_What the exercise asks:_ Filter the listing and keep only the lines with the word "TypeScript".

_Dataset:_
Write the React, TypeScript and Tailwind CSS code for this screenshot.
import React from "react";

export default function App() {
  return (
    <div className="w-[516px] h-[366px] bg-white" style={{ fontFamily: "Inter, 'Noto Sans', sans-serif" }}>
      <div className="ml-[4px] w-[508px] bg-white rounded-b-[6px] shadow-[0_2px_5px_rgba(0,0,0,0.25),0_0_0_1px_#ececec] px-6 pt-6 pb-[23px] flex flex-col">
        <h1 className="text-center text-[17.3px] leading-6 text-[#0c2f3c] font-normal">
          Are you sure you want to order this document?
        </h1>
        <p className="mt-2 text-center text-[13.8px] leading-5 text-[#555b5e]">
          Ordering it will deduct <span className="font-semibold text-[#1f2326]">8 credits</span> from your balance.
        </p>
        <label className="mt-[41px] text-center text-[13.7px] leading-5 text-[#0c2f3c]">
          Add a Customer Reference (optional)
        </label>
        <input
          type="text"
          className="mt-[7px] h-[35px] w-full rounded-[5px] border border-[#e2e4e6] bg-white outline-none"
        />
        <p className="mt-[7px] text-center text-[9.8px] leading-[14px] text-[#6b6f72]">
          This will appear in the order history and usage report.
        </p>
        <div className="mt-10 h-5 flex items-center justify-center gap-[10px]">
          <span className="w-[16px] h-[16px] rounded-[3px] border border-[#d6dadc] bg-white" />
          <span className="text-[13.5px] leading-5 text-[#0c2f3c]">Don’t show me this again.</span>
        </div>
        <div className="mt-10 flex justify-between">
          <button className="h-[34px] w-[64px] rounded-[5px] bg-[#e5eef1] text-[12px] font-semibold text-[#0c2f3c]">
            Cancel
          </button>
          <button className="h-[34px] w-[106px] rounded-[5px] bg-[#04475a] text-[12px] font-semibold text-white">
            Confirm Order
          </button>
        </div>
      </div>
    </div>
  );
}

---

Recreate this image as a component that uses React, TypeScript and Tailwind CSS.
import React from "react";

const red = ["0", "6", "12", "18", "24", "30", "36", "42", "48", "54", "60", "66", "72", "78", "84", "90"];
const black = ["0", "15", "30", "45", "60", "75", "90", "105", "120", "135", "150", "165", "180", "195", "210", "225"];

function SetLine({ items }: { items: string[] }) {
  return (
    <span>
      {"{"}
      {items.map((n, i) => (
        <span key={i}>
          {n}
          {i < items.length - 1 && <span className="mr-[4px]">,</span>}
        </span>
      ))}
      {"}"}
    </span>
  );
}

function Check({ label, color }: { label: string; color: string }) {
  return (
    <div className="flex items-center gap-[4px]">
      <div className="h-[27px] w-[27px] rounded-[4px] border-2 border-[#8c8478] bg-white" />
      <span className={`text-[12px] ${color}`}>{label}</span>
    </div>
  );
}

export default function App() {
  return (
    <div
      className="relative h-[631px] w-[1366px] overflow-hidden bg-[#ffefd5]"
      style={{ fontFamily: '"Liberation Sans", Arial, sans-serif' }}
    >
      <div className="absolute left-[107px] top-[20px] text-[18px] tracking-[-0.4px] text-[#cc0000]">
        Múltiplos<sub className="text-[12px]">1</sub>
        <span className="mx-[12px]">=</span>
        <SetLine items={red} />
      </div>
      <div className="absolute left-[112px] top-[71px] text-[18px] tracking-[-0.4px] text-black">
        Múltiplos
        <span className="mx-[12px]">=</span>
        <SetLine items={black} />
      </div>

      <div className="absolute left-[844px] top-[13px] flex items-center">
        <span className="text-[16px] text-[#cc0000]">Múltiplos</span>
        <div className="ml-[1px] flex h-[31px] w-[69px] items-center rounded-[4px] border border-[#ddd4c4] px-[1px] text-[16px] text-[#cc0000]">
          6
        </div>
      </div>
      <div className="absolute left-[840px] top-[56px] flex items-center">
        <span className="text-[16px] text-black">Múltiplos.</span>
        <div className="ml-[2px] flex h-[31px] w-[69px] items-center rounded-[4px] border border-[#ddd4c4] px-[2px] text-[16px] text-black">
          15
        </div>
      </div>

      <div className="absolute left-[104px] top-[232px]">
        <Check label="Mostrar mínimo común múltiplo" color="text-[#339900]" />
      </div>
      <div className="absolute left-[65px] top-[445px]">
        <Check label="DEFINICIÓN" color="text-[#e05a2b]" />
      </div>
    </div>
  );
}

_Solution for this exercise:_
Write the React, TypeScript and Tailwind CSS code for this screenshot.
Recreate this image as a component that uses React, TypeScript and Tailwind CSS.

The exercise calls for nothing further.